■ **Aim**
Emit the data below verbatim, stripping out any pictures.
* Begin *
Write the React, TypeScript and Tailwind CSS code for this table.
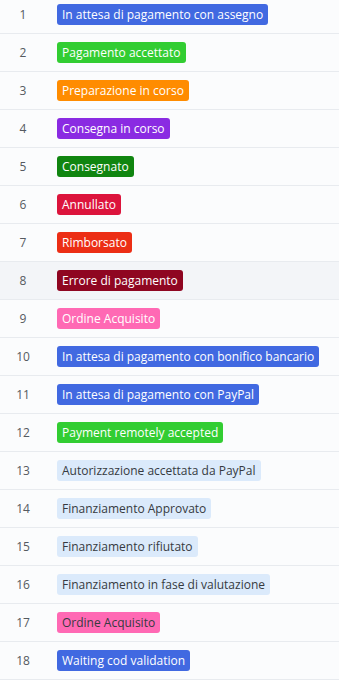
const statuses = [
  { id: 1, name: 'In attesa di pagamento con assegno', bg: 'bg-[#4169e1]', fg: 'text-white' },
  { id: 2, name: 'Pagamento accettato', bg: 'bg-[#32cd32]', fg: 'text-white' },
  { id: 3, name: 'Preparazione in corso', bg: 'bg-[#ff8c00]', fg: 'text-white' },
  { id: 4, name: 'Consegna in corso', bg: 'bg-[#8a2be2]', fg: 'text-white' },
  { id: 5, name: 'Consegnato', bg: 'bg-[#108510]', fg: 'text-white' },
  { id: 6, name: 'Annullato', bg: 'bg-[#dc143c]', fg: 'text-white' },
  { id: 7, name: 'Rimborsato', bg: 'bg-[#ec2e15]', fg: 'text-white' },
  { id: 8, name: 'Errore di pagamento', bg: 'bg-[#8f0621]', fg: 'text-white' },
  { id: 9, name: 'Ordine Acquisito', bg: 'bg-[#ff69b4]', fg: 'text-white' },
  { id: 10, name: 'In attesa di pagamento con bonifico bancario', bg: 'bg-[#4169e1]', fg: 'text-white' },
  { id: 11, name: 'In attesa di pagamento con PayPal', bg: 'bg-[#4169e1]', fg: 'text-white' },
  { id: 12, name: 'Payment remotely accepted', bg: 'bg-[#32cd32]', fg: 'text-white' },
  { id: 13, name: 'Autorizzazione accettata da PayPal', bg: 'bg-[#dbeafb]', fg: 'text-[#363a41]' },
  { id: 14, name: 'Finanziamento Approvato', bg: 'bg-[#dbeafb]', fg: 'text-[#363a41]' },
  { id: 15, name: 'Finanziamento rifiutato', bg: 'bg-[#dbeafb]', fg: 'text-[#363a41]' },
  { id: 16, name: 'Finanziamento in fase di valutazione', bg: 'bg-[#dbeafb]', fg: 'text-[#363a41]' },
  { id: 17, name: 'Ordine Acquisito', bg: 'bg-[#ff69b4]', fg: 'text-[#363a41]' },
  { id: 18, name: 'Waiting cod validation', bg: 'bg-[#4169e1]', fg: 'text-white' },
]

export default function App() {
  return (
    <div className="w-[339px] h-[699px] overflow-hidden bg-white font-['Open_Sans',sans-serif] text-[12px]">
      <div className="-mt-[4px]">
        {statuses.map((s) => (
          <div
            key={s.id}
            className={`flex items-center h-[38px] border-b border-[#e8ebef] ${s.id === 8 ? 'bg-[#f3f5f8]' : 'bg-[#fbfcfd]'}`}
          >
            <div className="w-[46px] text-center text-[#555a60]">{s.id}</div>
            <div className="pl-[11px]">
              <span className={`inline-block whitespace-nowrap rounded-[3px] px-[5px] leading-[21px] ${s.bg} ${s.fg}`}>
                {s.name}
              </span>
            </div>
          </div>
        ))}
      </div>
    </div>
  )
}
* End *
■ **Answer to the task**
Write the React, TypeScript and Tailwind CSS code for this table.
const statuses = [
  { id: 1, name: 'In attesa di pagamento con assegno', bg: 'bg-[#4169e1]', fg: 'text-white' },
  { id: 2, name: 'Pagamento accettato', bg: 'bg-[#32cd32]', fg: 'text-white' },
  { id: 3, name: 'Preparazione in corso', bg: 'bg-[#ff8c00]', fg: 'text-white' },
  { id: 4, name: 'Consegna in corso', bg: 'bg-[#8a2be2]', fg: 'text-white' },
  { id: 5, name: 'Consegnato', bg: 'bg-[#108510]', fg: 'text-white' },
  { id: 6, name: 'Annullato', bg: 'bg-[#dc143c]', fg: 'text-white' },
  { id: 7, name: 'Rimborsato', bg: 'bg-[#ec2e15]', fg: 'text-white' },
  { id: 8, name: 'Errore di pagamento', bg: 'bg-[#8f0621]', fg: 'text-white' },
  { id: 9, name: 'Ordine Acquisito', bg: 'bg-[#ff69b4]', fg: 'text-white' },
  { id: 10, name: 'In attesa di pagamento con bonifico bancario', bg: 'bg-[#4169e1]', fg: 'text-white' },
  { id: 11, name: 'In attesa di pagamento con PayPal', bg: 'bg-[#4169e1]', fg: 'text-white' },
  { id: 12, name: 'Payment remotely accepted', bg: 'bg-[#32cd32]', fg: 'text-white' },
  { id: 13, name: 'Autorizzazione accettata da PayPal', bg: 'bg-[#dbeafb]', fg: 'text-[#363a41]' },
  { id: 14, name: 'Finanziamento Approvato', bg: 'bg-[#dbeafb]', fg: 'text-[#363a41]' },
  { id: 15, name: 'Finanziamento rifiutato', bg: 'bg-[#dbeafb]', fg: 'text-[#363a41]' },
  { id: 16, name: 'Finanziamento in fase di valutazione', bg: 'bg-[#dbeafb]', fg: 'text-[#363a41]' },
  { id: 17, name: 'Ordine Acquisito', bg: 'bg-[#ff69b4]', fg: 'text-[#363a41]' },
  { id: 18, name: 'Waiting cod validation', bg: 'bg-[#4169e1]', fg: 'text-white' },
]

export default function App() {
  return (
    <div className="w-[339px] h-[699px] overflow-hidden bg-white font-['Open_Sans',sans-serif] text-[12px]">
      <div className="-mt-[4px]">
        {statuses.map((s) => (
          <div
            key={s.id}
            className={`flex items-center h-[38px] border-b border-[#e8ebef] ${s.id === 8 ? 'bg-[#f3f5f8]' : 'bg-[#fbfcfd]'}`}
          >
            <div className="w-[46px] text-center text-[#555a60]">{s.id}</div>
            <div className="pl-[11px]">
              <span className={`inline-block whitespace-nowrap rounded-[3px] px-[5px] leading-[21px] ${s.bg} ${s.fg}`}>
                {s.name}
              </span>
            </div>
          </div>
        ))}
      </div>
    </div>
  )
}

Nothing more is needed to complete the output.